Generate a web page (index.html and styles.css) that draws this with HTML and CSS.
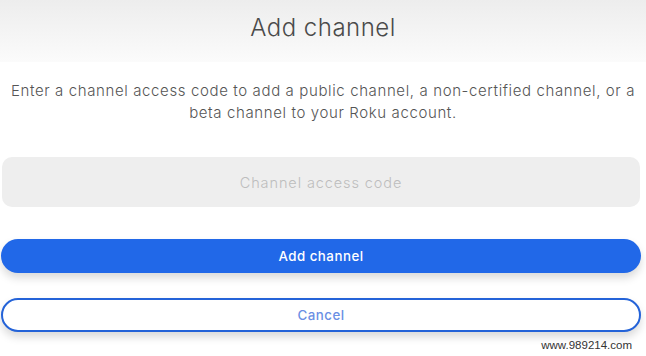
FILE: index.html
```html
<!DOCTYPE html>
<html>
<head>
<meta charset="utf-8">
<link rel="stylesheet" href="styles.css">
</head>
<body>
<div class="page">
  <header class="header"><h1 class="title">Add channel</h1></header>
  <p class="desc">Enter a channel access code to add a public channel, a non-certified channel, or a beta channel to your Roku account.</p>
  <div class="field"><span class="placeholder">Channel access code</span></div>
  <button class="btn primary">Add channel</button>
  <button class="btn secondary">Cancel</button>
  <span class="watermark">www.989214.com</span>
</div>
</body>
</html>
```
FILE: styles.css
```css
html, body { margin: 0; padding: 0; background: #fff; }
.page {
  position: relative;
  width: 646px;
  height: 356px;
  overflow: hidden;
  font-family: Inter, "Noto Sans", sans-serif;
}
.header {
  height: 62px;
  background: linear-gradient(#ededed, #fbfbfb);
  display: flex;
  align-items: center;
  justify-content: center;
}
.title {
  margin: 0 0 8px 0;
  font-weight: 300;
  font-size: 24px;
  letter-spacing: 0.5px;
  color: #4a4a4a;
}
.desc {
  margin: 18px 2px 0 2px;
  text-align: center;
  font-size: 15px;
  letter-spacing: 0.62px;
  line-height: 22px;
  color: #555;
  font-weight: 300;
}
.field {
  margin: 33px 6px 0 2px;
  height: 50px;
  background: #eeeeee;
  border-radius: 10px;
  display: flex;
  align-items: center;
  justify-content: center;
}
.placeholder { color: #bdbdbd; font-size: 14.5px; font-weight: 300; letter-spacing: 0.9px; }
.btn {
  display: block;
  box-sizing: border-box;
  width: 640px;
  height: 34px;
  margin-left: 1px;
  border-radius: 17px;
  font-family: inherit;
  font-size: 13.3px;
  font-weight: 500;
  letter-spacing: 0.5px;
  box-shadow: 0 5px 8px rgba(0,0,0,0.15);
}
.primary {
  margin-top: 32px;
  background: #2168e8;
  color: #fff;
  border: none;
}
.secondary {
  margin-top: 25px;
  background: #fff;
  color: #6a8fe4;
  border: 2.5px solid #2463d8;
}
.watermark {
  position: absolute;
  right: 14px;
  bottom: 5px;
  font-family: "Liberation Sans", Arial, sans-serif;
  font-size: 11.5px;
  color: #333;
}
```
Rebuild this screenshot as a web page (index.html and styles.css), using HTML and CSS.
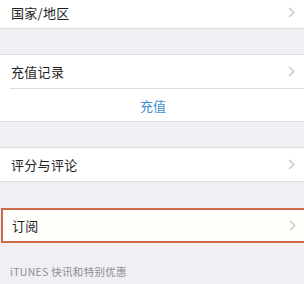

▶ Exercise prompt: Set every line down exactly as written, leaving each picture out.

▶ Expected answer:
Generate a web page (index.html and styles.css) that draws this with HTML and CSS.
FILE: index.html
```html
<!DOCTYPE html>
<html>
<head>
<meta charset="utf-8">
<link rel="stylesheet" href="styles.css">
</head>
<body>
<div class="page">
  <header class="header"><h1 class="title">Add channel</h1></header>
  <p class="desc">Enter a channel access code to add a public channel, a non-certified channel, or a beta channel to your Roku account.</p>
  <div class="field"><span class="placeholder">Channel access code</span></div>
  <button class="btn primary">Add channel</button>
  <button class="btn secondary">Cancel</button>
  <span class="watermark">www.989214.com</span>
</div>
</body>
</html>
```
FILE: styles.css
```css
html, body { margin: 0; padding: 0; background: #fff; }
.page {
  position: relative;
  width: 646px;
  height: 356px;
  overflow: hidden;
  font-family: Inter, "Noto Sans", sans-serif;
}
.header {
  height: 62px;
  background: linear-gradient(#ededed, #fbfbfb);
  display: flex;
  align-items: center;
  justify-content: center;
}
.title {
  margin: 0 0 8px 0;
  font-weight: 300;
  font-size: 24px;
  letter-spacing: 0.5px;
  color: #4a4a4a;
}
.desc {
  margin: 18px 2px 0 2px;
  text-align: center;
  font-size: 15px;
  letter-spacing: 0.62px;
  line-height: 22px;
  color: #555;
  font-weight: 300;
}
.field {
  margin: 33px 6px 0 2px;
  height: 50px;
  background: #eeeeee;
  border-radius: 10px;
  display: flex;
  align-items: center;
  justify-content: center;
}
.placeholder { color: #bdbdbd; font-size: 14.5px; font-weight: 300; letter-spacing: 0.9px; }
.btn {
  display: block;
  box-sizing: border-box;
  width: 640px;
  height: 34px;
  margin-left: 1px;
  border-radius: 17px;
  font-family: inherit;
  font-size: 13.3px;
  font-weight: 500;
  letter-spacing: 0.5px;
  box-shadow: 0 5px 8px rgba(0,0,0,0.15);
}
.primary {
  margin-top: 32px;
  background: #2168e8;
  color: #fff;
  border: none;
}
.secondary {
  margin-top: 25px;
  background: #fff;
  color: #6a8fe4;
  border: 2.5px solid #2463d8;
}
.watermark {
  position: absolute;
  right: 14px;
  bottom: 5px;
  font-family: "Liberation Sans", Arial, sans-serif;
  font-size: 11.5px;
  color: #333;
}
```
Rebuild this screenshot as a web page (index.html and styles.css), using HTML and CSS.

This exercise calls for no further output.